Restate the material word for word and leave out anything that is a picture.

━━━━━ Data excerpt ━━━━━

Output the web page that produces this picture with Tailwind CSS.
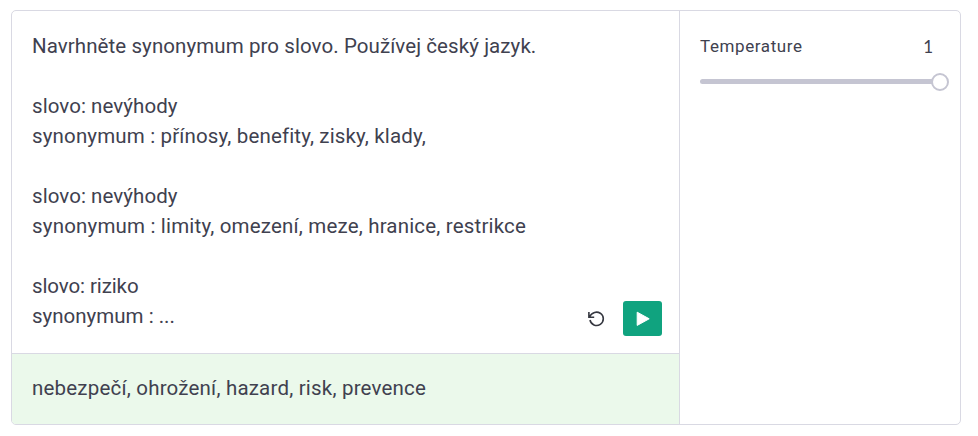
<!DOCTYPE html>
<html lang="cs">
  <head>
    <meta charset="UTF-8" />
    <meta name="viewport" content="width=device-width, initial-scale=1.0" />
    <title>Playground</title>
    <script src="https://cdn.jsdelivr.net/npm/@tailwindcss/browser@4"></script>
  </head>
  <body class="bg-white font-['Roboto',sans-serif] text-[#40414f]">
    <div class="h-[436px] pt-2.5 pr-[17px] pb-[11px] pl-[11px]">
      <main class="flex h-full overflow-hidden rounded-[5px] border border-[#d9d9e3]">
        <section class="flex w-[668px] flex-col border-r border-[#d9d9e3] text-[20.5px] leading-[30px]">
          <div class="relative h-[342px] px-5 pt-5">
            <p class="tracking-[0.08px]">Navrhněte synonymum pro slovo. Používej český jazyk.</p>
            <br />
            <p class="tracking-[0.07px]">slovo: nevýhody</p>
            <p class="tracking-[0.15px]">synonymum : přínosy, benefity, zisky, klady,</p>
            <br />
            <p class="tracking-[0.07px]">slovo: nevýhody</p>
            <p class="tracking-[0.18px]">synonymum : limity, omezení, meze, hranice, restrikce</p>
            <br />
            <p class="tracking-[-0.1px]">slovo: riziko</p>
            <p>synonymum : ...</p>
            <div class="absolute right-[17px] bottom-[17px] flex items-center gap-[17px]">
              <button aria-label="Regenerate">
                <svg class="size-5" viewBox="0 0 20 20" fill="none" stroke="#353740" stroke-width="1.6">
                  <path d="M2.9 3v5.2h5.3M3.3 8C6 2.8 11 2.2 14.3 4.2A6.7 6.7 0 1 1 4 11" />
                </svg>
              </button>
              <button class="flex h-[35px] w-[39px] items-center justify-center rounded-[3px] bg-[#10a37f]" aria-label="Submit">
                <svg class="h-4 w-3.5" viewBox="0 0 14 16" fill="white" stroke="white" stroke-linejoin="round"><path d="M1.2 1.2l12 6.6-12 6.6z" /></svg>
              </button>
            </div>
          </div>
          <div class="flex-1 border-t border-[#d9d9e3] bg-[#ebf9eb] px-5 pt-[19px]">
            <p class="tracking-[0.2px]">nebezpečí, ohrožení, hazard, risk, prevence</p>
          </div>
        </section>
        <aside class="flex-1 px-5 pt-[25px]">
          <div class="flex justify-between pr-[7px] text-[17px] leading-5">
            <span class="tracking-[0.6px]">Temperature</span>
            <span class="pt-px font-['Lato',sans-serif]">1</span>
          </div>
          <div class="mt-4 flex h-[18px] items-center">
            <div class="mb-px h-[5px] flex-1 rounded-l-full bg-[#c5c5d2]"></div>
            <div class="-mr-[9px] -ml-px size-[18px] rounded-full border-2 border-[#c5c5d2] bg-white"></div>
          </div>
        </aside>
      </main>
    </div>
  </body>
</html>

━━━━━

== Response ==
Output the web page that produces this picture with Tailwind CSS.
<!DOCTYPE html>
<html lang="cs">
  <head>
    <meta charset="UTF-8" />
    <meta name="viewport" content="width=device-width, initial-scale=1.0" />
    <title>Playground</title>
    <script src="https://cdn.jsdelivr.net/npm/@tailwindcss/browser@4"></script>
  </head>
  <body class="bg-white font-['Roboto',sans-serif] text-[#40414f]">
    <div class="h-[436px] pt-2.5 pr-[17px] pb-[11px] pl-[11px]">
      <main class="flex h-full overflow-hidden rounded-[5px] border border-[#d9d9e3]">
        <section class="flex w-[668px] flex-col border-r border-[#d9d9e3] text-[20.5px] leading-[30px]">
          <div class="relative h-[342px] px-5 pt-5">
            <p class="tracking-[0.08px]">Navrhněte synonymum pro slovo. Používej český jazyk.</p>
            <br />
            <p class="tracking-[0.07px]">slovo: nevýhody</p>
            <p class="tracking-[0.15px]">synonymum : přínosy, benefity, zisky, klady,</p>
            <br />
            <p class="tracking-[0.07px]">slovo: nevýhody</p>
            <p class="tracking-[0.18px]">synonymum : limity, omezení, meze, hranice, restrikce</p>
            <br />
            <p class="tracking-[-0.1px]">slovo: riziko</p>
            <p>synonymum : ...</p>
            <div class="absolute right-[17px] bottom-[17px] flex items-center gap-[17px]">
              <button aria-label="Regenerate">
                <svg class="size-5" viewBox="0 0 20 20" fill="none" stroke="#353740" stroke-width="1.6">
                  <path d="M2.9 3v5.2h5.3M3.3 8C6 2.8 11 2.2 14.3 4.2A6.7 6.7 0 1 1 4 11" />
                </svg>
              </button>
              <button class="flex h-[35px] w-[39px] items-center justify-center rounded-[3px] bg-[#10a37f]" aria-label="Submit">
                <svg class="h-4 w-3.5" viewBox="0 0 14 16" fill="white" stroke="white" stroke-linejoin="round"><path d="M1.2 1.2l12 6.6-12 6.6z" /></svg>
              </button>
            </div>
          </div>
          <div class="flex-1 border-t border-[#d9d9e3] bg-[#ebf9eb] px-5 pt-[19px]">
            <p class="tracking-[0.2px]">nebezpečí, ohrožení, hazard, risk, prevence</p>
          </div>
        </section>
        <aside class="flex-1 px-5 pt-[25px]">
          <div class="flex justify-between pr-[7px] text-[17px] leading-5">
            <span class="tracking-[0.6px]">Temperature</span>
            <span class="pt-px font-['Lato',sans-serif]">1</span>
          </div>
          <div class="mt-4 flex h-[18px] items-center">
            <div class="mb-px h-[5px] flex-1 rounded-l-full bg-[#c5c5d2]"></div>
            <div class="-mr-[9px] -ml-px size-[18px] rounded-full border-2 border-[#c5c5d2] bg-white"></div>
          </div>
        </aside>
      </main>
    </div>
  </body>
</html>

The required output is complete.